The Trump administration said on Monday the PPP program helped protect 51.1 million jobs.
Records show that Citizens Against Government Waste got a loan of between $150,000 and $350,000 to keep 17 workers employed. The group did not respond to a request for comment.
Other beneficiaries include law firms that have earned hundreds of thousands of dollars from lobbying Congress, think tanks, political consulting shops, advocacy groups and groups that work closely with lawmakers, such as the Congressional Black Caucus Foundation.
That came despite a rule dating back to 1996 that bars the Small Business Administration from making loans to businesses “primarily” engaged in politics or lobbying.
A federal judge upheld the rule in April.
Law firms Wiley Rein and Kasowitz Benson Torres both received loans of at least $5 million, SBA records show. Wiley Rein earned $660,000 in lobbying fees in the first three months of 2020 and Kasowitz earned $310,000 during that time, according to Senate records.
Those revenues represent a fraction of the more than $200 million each firm earned last year.
Kasowitz said in a statement that the PPP funds enabled it to keep paying employees at a time when courts were shut down. Wiley Rein did not respond to a request for comment.
Citizens Against Government Waste was not the only small-government group to win bailout loans, records show.
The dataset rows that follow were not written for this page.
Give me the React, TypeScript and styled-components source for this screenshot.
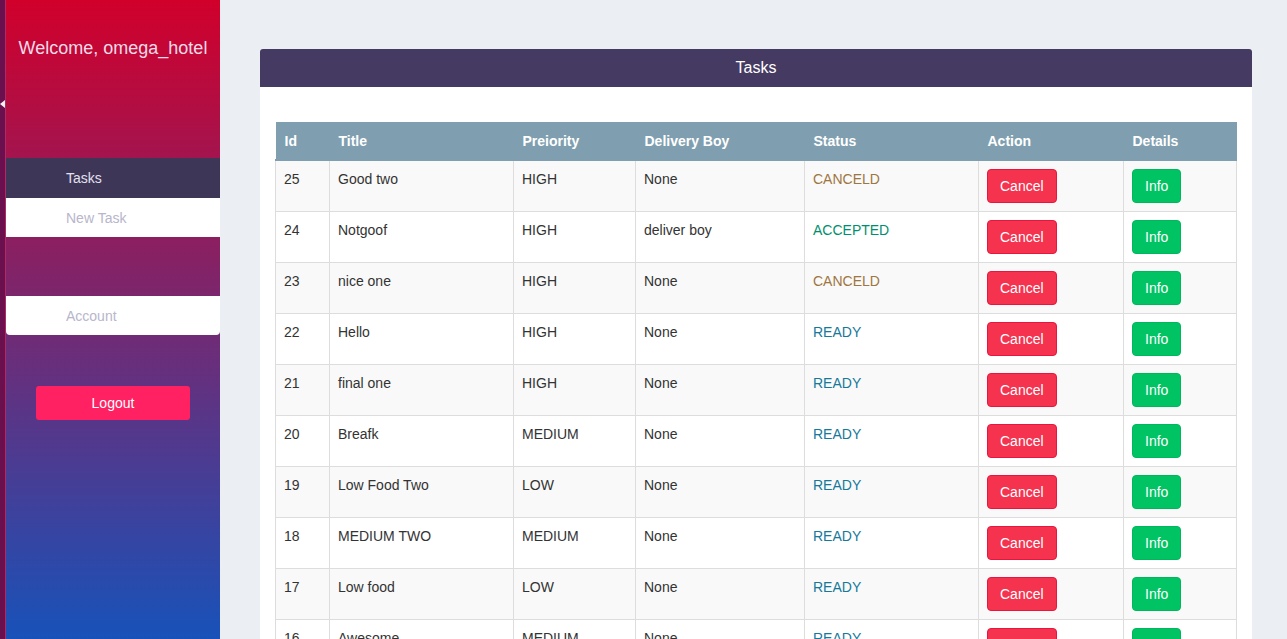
import React from "react";
import styled, { createGlobalStyle } from "styled-components";

const GlobalStyle = createGlobalStyle`
  html, body { margin: 0; padding: 0; overflow: hidden; }
  body { font-family: "Liberation Sans", Arial, sans-serif; font-size: 14px; color: #333; background: #ebeff4; }
  * { box-sizing: border-box; }
`;

const Layout = styled.div`
  display: flex;
  height: 100vh;
  width: 100%;
`;

const Strip = styled.div`
  position: relative;
  flex: 0 0 6px;
  background: #6a104e;
  border-right: 1px solid #b02a66;
`;

const StripArrow = styled.span`
  position: absolute;
  left: 0;
  top: 100px;
  width: 0;
  height: 0;
  border-top: 4px solid transparent;
  border-bottom: 4px solid transparent;
  border-right: 5px solid #f2f2f2;
`;

const Sidebar = styled.aside`
  flex: 0 0 214px;
  height: 100vh;
  display: flex;
  flex-direction: column;
  background: linear-gradient(to bottom, #d1002b 0%, #1852b9 100%);
`;

const Welcome = styled.div`
  height: 158px;
  padding-top: 37px;
  text-align: center;
  font-size: 18px;
  line-height: 22px;
  color: #f1dbe8;
`;

const MenuItem = styled.div<{ $active?: boolean; $rounded?: boolean }>`
  height: ${(p) => (p.$active ? 40 : 39)}px;
  display: flex;
  align-items: center;
  padding-left: 60px;
  font-size: 14px;
  background: ${(p) => (p.$active ? "#3e3657" : "#ffffff")};
  color: ${(p) => (p.$active ? "#e3e1ef" : "#b7b6cb")};
  border-radius: ${(p) => (p.$rounded ? "0 0 4px 4px" : "0")};
`;

const MenuGap = styled.div<{ $h: number }>`
  height: ${(p) => p.$h}px;
`;

const LogoutButton = styled.button`
  align-self: center;
  width: 154px;
  height: 34px;
  border: none;
  border-radius: 3px;
  background: #ff2161;
  color: #ffffff;
  font-family: "Liberation Sans", Arial, sans-serif;
  font-size: 14px;
  cursor: pointer;
`;

const Main = styled.main`
  flex: 1;
  padding: 49px 35px 0 40px;
  overflow: hidden;
`;

const Card = styled.section`
  background: #ffffff;
  border-radius: 3px 3px 0 0;
`;

const CardHeader = styled.div`
  height: 38px;
  display: flex;
  align-items: center;
  justify-content: center;
  background: #453a61;
  color: #ffffff;
  font-size: 16px;
  border-radius: 3px 3px 0 0;
`;

const CardBody = styled.div`
  padding: 35px 16px 0 15px;
`;

const Table = styled.table`
  width: 961px;
  table-layout: fixed;
  border-collapse: collapse;
`;

const Th = styled.th`
  background: #7f9fb0;
  color: #ffffff;
  font-weight: bold;
  text-align: left;
  padding: 9px 8px 8px 9px;
  line-height: 20px;
  border: none;
  border-bottom: 2px solid #7f9fb0;
`;

const Tr = styled.tr<{ $striped: boolean }>`
  background: ${(p) => (p.$striped ? "#f9f9f9" : "#ffffff")};
`;

const Td = styled.td`
  padding: 8px;
  line-height: 20px;
  vertical-align: top;
  border: 1px solid #dddddd;
  color: #333333;
`;

const StatusText = styled.span<{ $status: string }>`
  color: ${(p) =>
    p.$status === "CANCELD" ? "#9e7640" : p.$status === "ACCEPTED" ? "#008f6e" : "#15799a"};
`;

const Btn = styled.button<{ $variant: "cancel" | "info" }>`
  height: 34px;
  padding: 6px 12px;
  border-radius: 4px;
  font-family: "Liberation Sans", Arial, sans-serif;
  font-size: 14px;
  line-height: 20px;
  color: #ffffff;
  cursor: pointer;
  background: ${(p) => (p.$variant === "cancel" ? "#f5334f" : "#00c464")};
  border: 1px solid ${(p) => (p.$variant === "cancel" ? "#e8153e" : "#00b85c")};
`;

const rows = [
  { id: 25, title: "Good two", priority: "HIGH", boy: "None", status: "CANCELD" },
  { id: 24, title: "Notgoof", priority: "HIGH", boy: "deliver boy", status: "ACCEPTED" },
  { id: 23, title: "nice one", priority: "HIGH", boy: "None", status: "CANCELD" },
  { id: 22, title: "Hello", priority: "HIGH", boy: "None", status: "READY" },
  { id: 21, title: "final one", priority: "HIGH", boy: "None", status: "READY" },
  { id: 20, title: "Breafk", priority: "MEDIUM", boy: "None", status: "READY" },
  { id: 19, title: "Low Food Two", priority: "LOW", boy: "None", status: "READY" },
  { id: 18, title: "MEDIUM TWO", priority: "MEDIUM", boy: "None", status: "READY" },
  { id: 17, title: "Low food", priority: "LOW", boy: "None", status: "READY" },
  { id: 16, title: "Awesome", priority: "MEDIUM", boy: "None", status: "READY" },
];

const widths = [54, 184, 122, 169, 174, 145, 113];
const headers = ["Id", "Title", "Preiority", "Delivery Boy", "Status", "Action", "Details"];

export default function App() {
  return (
    <>
      <GlobalStyle />
      <Layout>
        <Strip>
          <StripArrow />
        </Strip>
        <Sidebar>
          <Welcome>Welcome, omega_hotel</Welcome>
          <MenuItem $active>Tasks</MenuItem>
          <MenuItem>New Task</MenuItem>
          <MenuGap $h={59} />
          <MenuItem $rounded>Account</MenuItem>
          <MenuGap $h={51} />
          <LogoutButton>Logout</LogoutButton>
        </Sidebar>
        <Main>
          <Card>
            <CardHeader>Tasks</CardHeader>
            <CardBody>
              <Table>
                <colgroup>
                  {widths.map((w, i) => (
                    <col key={i} style={{ width: w }} />
                  ))}
                </colgroup>
                <thead>
                  <tr>
                    {headers.map((h) => (
                      <Th key={h}>{h}</Th>
                    ))}
                  </tr>
                </thead>
                <tbody>
                  {rows.map((r, i) => (
                    <Tr key={r.id} $striped={i % 2 === 0}>
                      <Td>{r.id}</Td>
                      <Td>{r.title}</Td>
                      <Td>{r.priority}</Td>
                      <Td>{r.boy}</Td>
                      <Td>
                        <StatusText $status={r.status}>{r.status}</StatusText>
                      </Td>
                      <Td>
                        <Btn $variant="cancel">Cancel</Btn>
                      </Td>
                      <Td>
                        <Btn $variant="info">Info</Btn>
                      </Td>
                    </Tr>
                  ))}
                </tbody>
              </Table>
            </CardBody>
          </Card>
        </Main>
      </Layout>
    </>
  );
}
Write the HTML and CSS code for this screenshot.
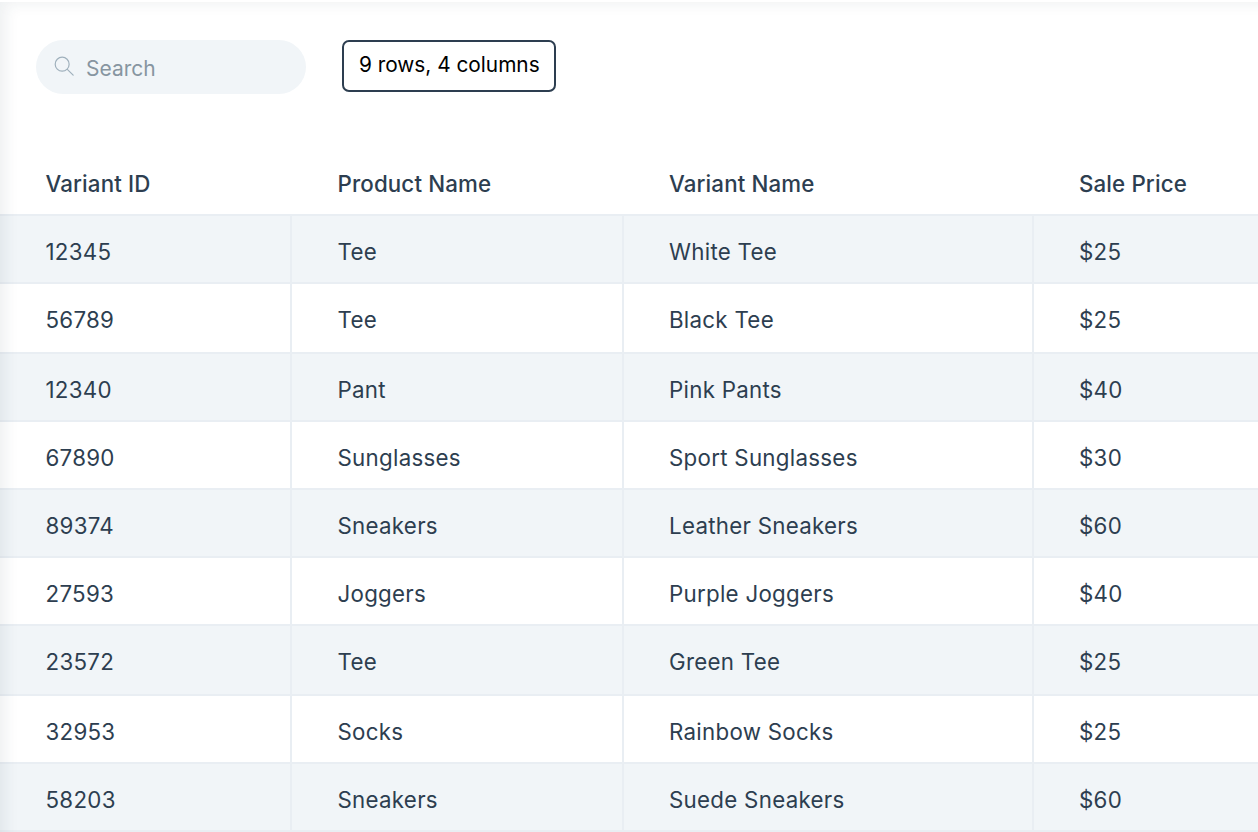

Americans for Tax Reform, which advocates for lower taxes, said its separate research arm took out a PPP loan because it had been badly hurt by government restrictions on business.
The group said it did not oppose the program because it viewed it as compensation for the drop in revenue caused by government-ordered business shutdowns.
Citizens United, which led a successful effort to roll back restrictions on money in politics, also said that a PPP loan went to its affiliated Citizens United Foundation.